Altice USA—the American cable TV unit of Netherlands-based Altice NV—confirmed Monday in a Securities & Exchange Commission (SEC) filing that the company will launch an initial public offering (IPO) that would value the company at up to $22 billion while raising up to $1.4 billion in proceeds.
Through its acquisitions of Cablevision Systems and Suddenlink Communications over the past two years, Altice USA has risen to the rank of the nation’s fourth-largest cable system operator with 4.9 million customers across 16 states. Although the timing of the IPO is yet to be determined, the company stated in its SEC document that it intends “to raise significant amounts of funding over the next several years to fund capital expenditures, repay existing obligations, and meet other obligations.” Based on recent remarks by Altice USA CEO Dexter Toei that “it’s part of our core strategy and DNA to continue to look at acquisitions,” observers also predict that proceeds from the IPO will be used in pursuing additional purchases in the U.S. market.

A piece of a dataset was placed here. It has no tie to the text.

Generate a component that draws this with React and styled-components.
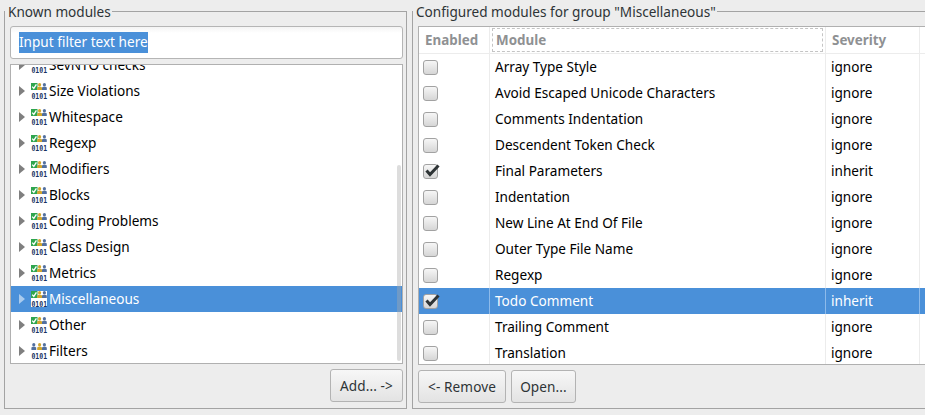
import React from 'react';
import styled, { createGlobalStyle } from 'styled-components';

const GlobalStyle = createGlobalStyle`
  html, body {
    margin: 0;
    padding: 0;
    background: #ededed;
  }
  body {
    font-family: "Noto Sans", "DejaVu Sans", sans-serif;
    font-size: 13.6px;
    line-height: 20px;
    color: #2e3436;
  }
`;

const Page = styled.div`
  width: 925px;
  height: 415px;
  overflow: hidden;
  display: flex;
  gap: 5px;
  padding: 1px 0 0 4px;
  box-sizing: border-box;
  background: #ededed;
`;

const Group = styled.fieldset`
  flex: none;
  width: ${p => p.$width}px;
  height: 408px;
  box-sizing: border-box;
  margin: 0;
  padding: 5px 3px 4px 5px;
  border: 1px solid #a3a3a3;
  min-width: 0;
  display: flex;
  flex-direction: column;
`;

const GroupTitle = styled.legend`
  margin-left: -5px;
  padding: 0 1px 0 3px;
  height: 20px;
  line-height: 21px;
  font-size: 13.6px;
  color: #2e3436;
`;

const FilterBox = styled.div`
  height: 33px;
  box-sizing: border-box;
  border: 1px solid #b5b5b5;
  border-radius: 3px;
  background: linear-gradient(#f4f4f4, #ffffff 6px);
  padding: 5px 8px;
  display: flex;
  align-items: stretch;
`;

const SelectedText = styled.span`
  background: #4a90d9;
  color: #ffffff;
  font-size: 13.6px;
`;

const TreePanel = styled.div`
  position: relative;
  margin-top: 5px;
  height: 300px;
  box-sizing: border-box;
  border: 1px solid #b0b0b0;
  background: #ffffff;
  overflow: hidden;
`;

const TreeList = styled.div`
  margin-top: -13px;
`;

const TreeRow = styled.div`
  height: 26px;
  display: flex;
  align-items: center;
  padding-left: 8px;
  background: ${p => (p.$selected ? '#4a90d9' : 'transparent')};
  color: ${p => (p.$selected ? '#ffffff' : '#000000')};
`;

const Arrow = styled.span`
  width: 0;
  height: 0;
  margin-right: 6px;
  border-style: solid;
  border-width: 5px 0 5px 6px;
  border-color: transparent transparent transparent ${p => (p.$selected ? '#a9cbee' : '#7f7f7f')};
`;

const Label = styled.span`
  margin-left: 2px;
  font-size: 13.6px;
`;

const ScrollThumb = styled.div`
  position: absolute;
  top: 100px;
  right: 1px;
  width: 4px;
  height: 196px;
  border-radius: 2px;
  background: rgba(170, 170, 170, 0.4);
`;

const ButtonRow = styled.div`
  display: flex;
  justify-content: ${p => (p.$end ? 'flex-end' : 'flex-start')};
  gap: 5px;
  margin-top: 5px;
`;

const Button = styled.button`
  height: 33px;
  width: ${p => p.$width}px;
  box-sizing: border-box;
  padding: 0;
  border: 1px solid #b3b3b3;
  border-radius: 3px;
  background: linear-gradient(#f7f7f7, #e3e3e3);
  color: #2e3436;
  font-family: inherit;
  font-size: 13.6px;
  letter-spacing: 0.1px;
`;

const TablePanel = styled.div`
  height: 339px;
  box-sizing: border-box;
  border: 1px solid #b0b0b0;
  border-right: none;
  background: #ffffff;
  overflow: hidden;
`;

const HeaderRow = styled.div`
  display: grid;
  grid-template-columns: 71px 336px 94px 1fr;
  height: 27px;
  box-sizing: border-box;
  border-bottom: 1px solid #ececec;
`;

const HeaderCell = styled.div`
  display: flex;
  align-items: center;
  padding-left: ${p => p.$pad}px;
  border-right: 1px solid #ececec;
  color: #8f9193;
  font-weight: 700;
  font-size: 13.4px;
`;

const FocusBox = styled.div`
  flex: 1;
  display: flex;
  align-items: center;
  height: 22px;
  margin: 0 2px 0 2px;
  padding-left: 3px;
  border: 1px dashed #c4c4c4;
`;

const Row = styled.div`
  display: grid;
  grid-template-columns: 71px 336px 94px 1fr;
  height: 26px;
  background: ${p => (p.$selected ? '#4a90d9' : 'transparent')};
  color: ${p => (p.$selected ? '#ffffff' : '#000000')};
`;

const Cell = styled.div`
  display: flex;
  align-items: center;
  padding-left: ${p => p.$pad}px;
  border-right: 1px solid ${p => (p.$selected ? '#8dbaea' : '#ececec')};
  font-size: 13.6px;
`;

const Check = styled.span`
  position: relative;
  width: 15px;
  height: 15px;
  box-sizing: border-box;
  border: 1px solid #a2a2a2;
  border-radius: 3px;
  background: linear-gradient(#f6f6f6, #d6d6d6);
`;

const CheckSvg = styled.svg`
  position: absolute;
  left: 1px;
  top: -1px;
  overflow: visible;
`;

const IconSvg = styled.svg`
  flex: none;
  overflow: visible;
`;

const Person = ({ x, color }) => (
  <g fill={color}>
    <circle cx={x} cy="1.7" r="1.6" />
    <path d={`M${x - 2.4} 7 L${x - 2.4} 4.6 Q${x} 2.6 ${x + 2.4} 4.6 L${x + 2.4} 7 Z`} />
  </g>
);

const ModuleIcon = ({ plain }) => (
  <IconSvg width="16" height="16" viewBox="0 0 16 16">
    <rect x="0" y="0" width="16" height="16" fill="#ffffff" />
    {plain ? (
      <Person x={2.8} color="#52709f" />
    ) : (
      <g>
        <rect x="0" y="0" width="6.5" height="7" fill="#2fa54e" />
        <path d="M1.2 3.6 L2.8 5.4 L5.4 1.4" fill="none" stroke="#ffffff" strokeWidth="1.3" />
      </g>
    )}
    <Person x={8.6} color="#d2a62c" />
    <Person x={13.4} color="#52709f" />
    <text
      transform="translate(0.4 15.5) scale(0.88 1.1)"
      fontFamily="'DejaVu Sans Mono', monospace"
      fontWeight="700"
      fontSize="7.4"
      letterSpacing="0"
      fill="#17325f"
    >
      0101
    </text>
  </IconSvg>
);

const CheckMark = () => (
  <CheckSvg width="15" height="13" viewBox="0 0 15 13">
    <path d="M1.5 6.5 L5 10.5 L13.5 1.5" fill="none" stroke="#2e3436" strokeWidth="3" />
  </CheckSvg>
);

const modules = [
  { name: 'SevNTO checks' },
  { name: 'Size Violations' },
  { name: 'Whitespace' },
  { name: 'Regexp' },
  { name: 'Modifiers' },
  { name: 'Blocks' },
  { name: 'Coding Problems' },
  { name: 'Class Design' },
  { name: 'Metrics' },
  { name: 'Miscellaneous', selected: true },
  { name: 'Other' },
  { name: 'Filters', plain: true }
];

const configured = [
  { name: 'Array Type Style', severity: 'ignore' },
  { name: 'Avoid Escaped Unicode Characters', severity: 'ignore' },
  { name: 'Comments Indentation', severity: 'ignore' },
  { name: 'Descendent Token Check', severity: 'ignore' },
  { name: 'Final Parameters', severity: 'inherit', checked: true },
  { name: 'Indentation', severity: 'ignore' },
  { name: 'New Line At End Of File', severity: 'ignore' },
  { name: 'Outer Type File Name', severity: 'ignore' },
  { name: 'Regexp', severity: 'ignore' },
  { name: 'Todo Comment', severity: 'inherit', checked: true, selected: true },
  { name: 'Trailing Comment', severity: 'ignore' },
  { name: 'Translation', severity: 'ignore' }
];

export default function App() {
  return (
    <Page>
      <GlobalStyle />
      <Group $width={403}>
        <GroupTitle>Known modules</GroupTitle>
        <FilterBox>
          <SelectedText>Input filter text here</SelectedText>
        </FilterBox>
        <TreePanel>
          <TreeList>
            {modules.map(m => (
              <TreeRow key={m.name} $selected={m.selected}>
                <Arrow $selected={m.selected} />
                <ModuleIcon plain={m.plain} />
                <Label>{m.name}</Label>
              </TreeRow>
            ))}
          </TreeList>
          <ScrollThumb />
        </TreePanel>
        <ButtonRow $end>
          <Button $width={73}>Add... -&gt;</Button>
        </ButtonRow>
      </Group>
      <Group $width={530}>
        <GroupTitle>Configured modules for group "Miscellaneous"</GroupTitle>
        <TablePanel>
          <HeaderRow>
            <HeaderCell $pad={6}>Enabled</HeaderCell>
            <HeaderCell $pad={0}>
              <FocusBox>Module</FocusBox>
            </HeaderCell>
            <HeaderCell $pad={6}>Severity</HeaderCell>
            <HeaderCell $pad={6} />
          </HeaderRow>
          {configured.map(c => (
            <Row key={c.name} $selected={c.selected}>
              <Cell $pad={4} $selected={c.selected}>
                <Check>{c.checked && <CheckMark />}</Check>
              </Cell>
              <Cell $pad={5} $selected={c.selected}>{c.name}</Cell>
              <Cell $pad={5} $selected={c.selected}>{c.severity}</Cell>
              <Cell $pad={5} $selected={c.selected} />
            </Row>
          ))}
        </TablePanel>
        <ButtonRow>
          <Button $width={88}>&lt;- Remove</Button>
          <Button $width={65}>Open...</Button>
        </ButtonRow>
      </Group>
    </Page>
  );
}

As specified in the SEC filing, between six and seven percent of Altice USA shares will be listed. Three quarters of those shares will be offered by private equity concerns BC Partners and the Canadian Pension Plan Investment Board (CPPIB), both of which will be reducing their current holdings in Altice USA. In all, parent company Altice NV, BC Partners, and CPPIB intend to list 46.6 million non-voting Class A shares at a price range of $27 to $31. Upon completion of the IPO, Altice NV and its affiliates would be left with 75.2% of the company’s capital with the two private equity firms to hold a collective stake of about 17%. Depending on the final price range, Altice USA would also be valued at between $20 billion and $22 billion.